July 9, 2013 - Woodland Heights resident William Getschow speaks in front of the City Council regarding traffic and speeding in Woodland Heights. Mayor Parker tells Mr. Getschow to pursue the NTMP program, and assigns Mr. Alvin Wright to meet with Mr. Getschow.
 
October 31, 2013 - Mr. Getschow meets with Director Weatherford from Public Works. Director Weatherford advises Mr. Getschow that the neighborhood’s only option for reducing traffic speeds and volumes is to enroll in the NTMP program. 
 
Nov 2014 - Woodland Heights is notified that the city has accepted the NTMP applications, and the project will start in 2015.
 
January 13, 2015 - the city holds a public meeting at Hogg Middle School to announce the start of the NTMP project for Woodland Heights, and explain the process.

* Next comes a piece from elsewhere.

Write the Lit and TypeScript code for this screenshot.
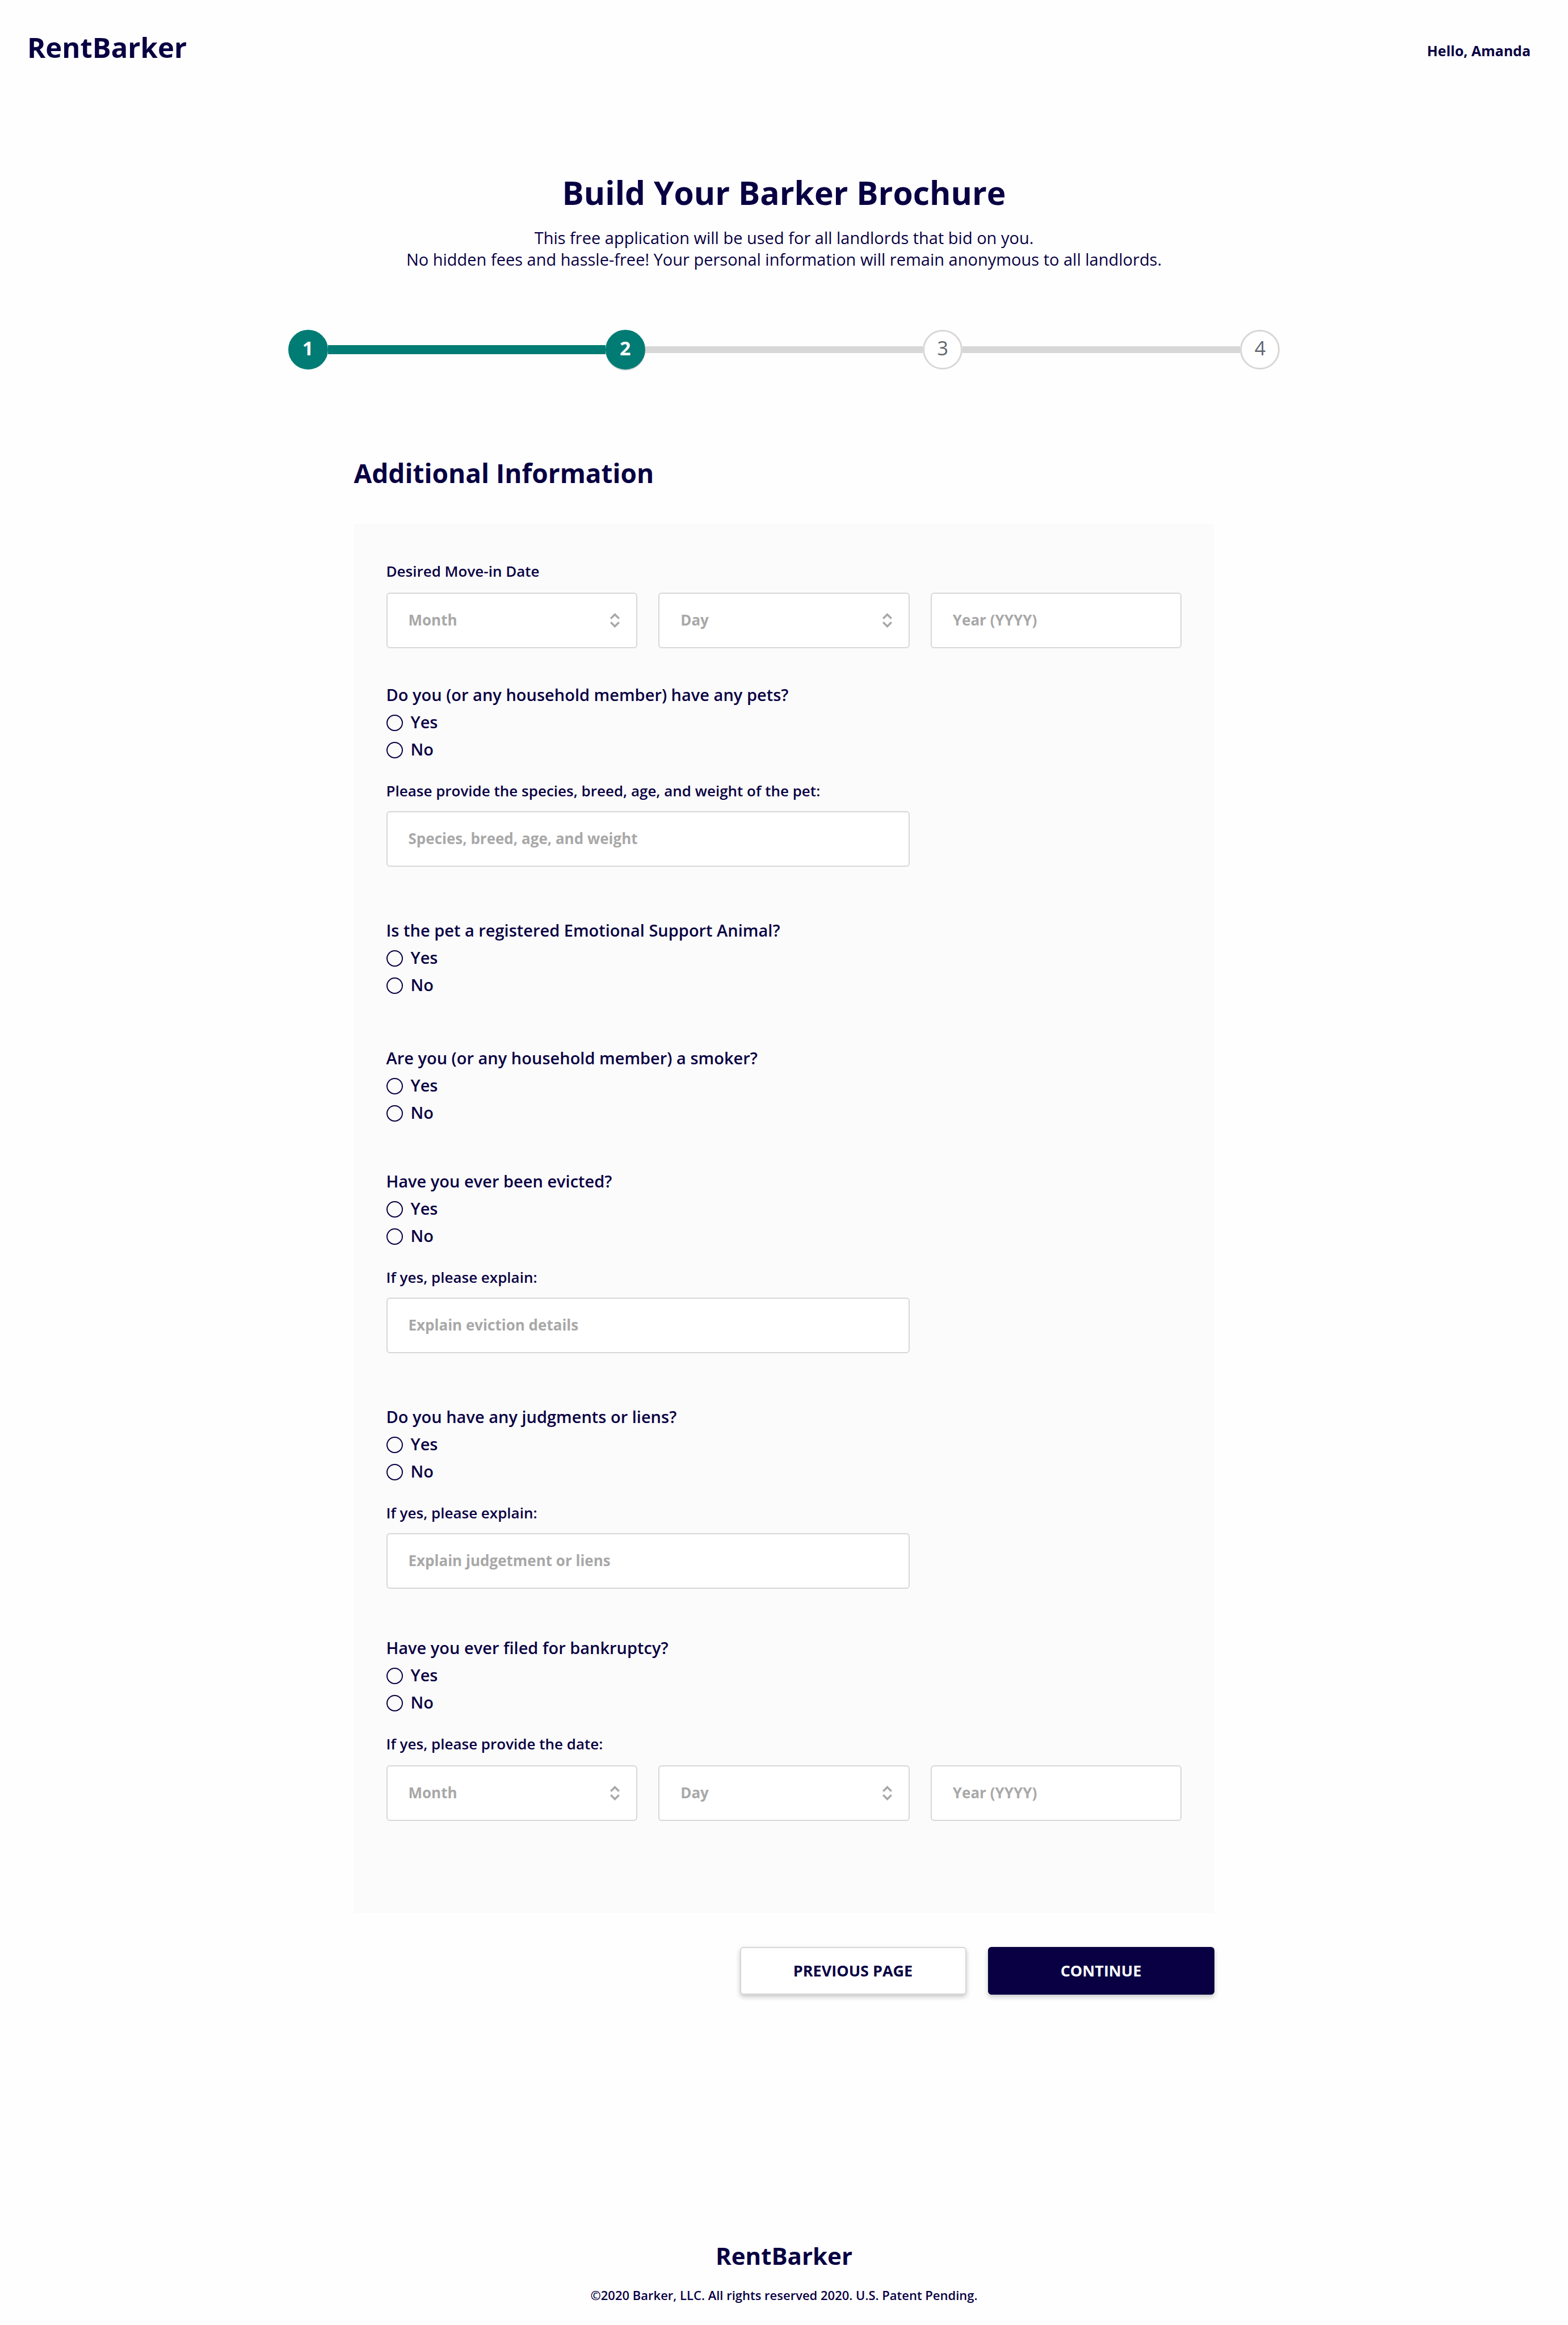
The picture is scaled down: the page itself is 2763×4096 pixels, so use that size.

Prior to the meeting, the city mailed out a notice of the meeting to 2484 unique addresses the city could identify within the study area.
 
April 8-14, 2015 - the city performs a traffic study in Woodland Heights. The speeds and volumes of traffic were measured on every street in the neighborhood (with a couple exceptions), and at multiple points on any street longer than a few blocks. During the study, the traffic devices on several streets recorded vehicles traveling in excess of 70 mph.
 
September 15, 2015 - the city meets with the Neighborhood Traffic Committee to share the results of the traffic study, and their conclusions about traffic issues. The city also presents an overview of traffic calming devices and solicits neighborhood feedback on where the committee members would think certain devices would work best. Approximately 35 members of the traffic committee attend the meeting.
 
February 3, 2016 - the city holds another public meeting at Hogg MS to present their suggested plan for calming traffic within Woodland Heights. Prior to this meeting, a meeting notice will mailed out to 2339 addresses within the study area. The meeting notice included a copy of the plan, and form that could be mailed in, or completed online for residents to voice support, or not, for the plan, and provide comments.
 
February 19, 2016 - last day for receiving comments about the plan.
 
March 28, 2016 – traffic committee meeting to discuss resident’s concerns about the proposed traffic calming plan.
 
April 1, 2016 – the city provides a revised traffic management plan for the Woodland Heights based on concerns raised at the March 28, 2016 meeting.  The city is continuing to accept comments and/or concerns about the revised traffic management plan through 4/6/16.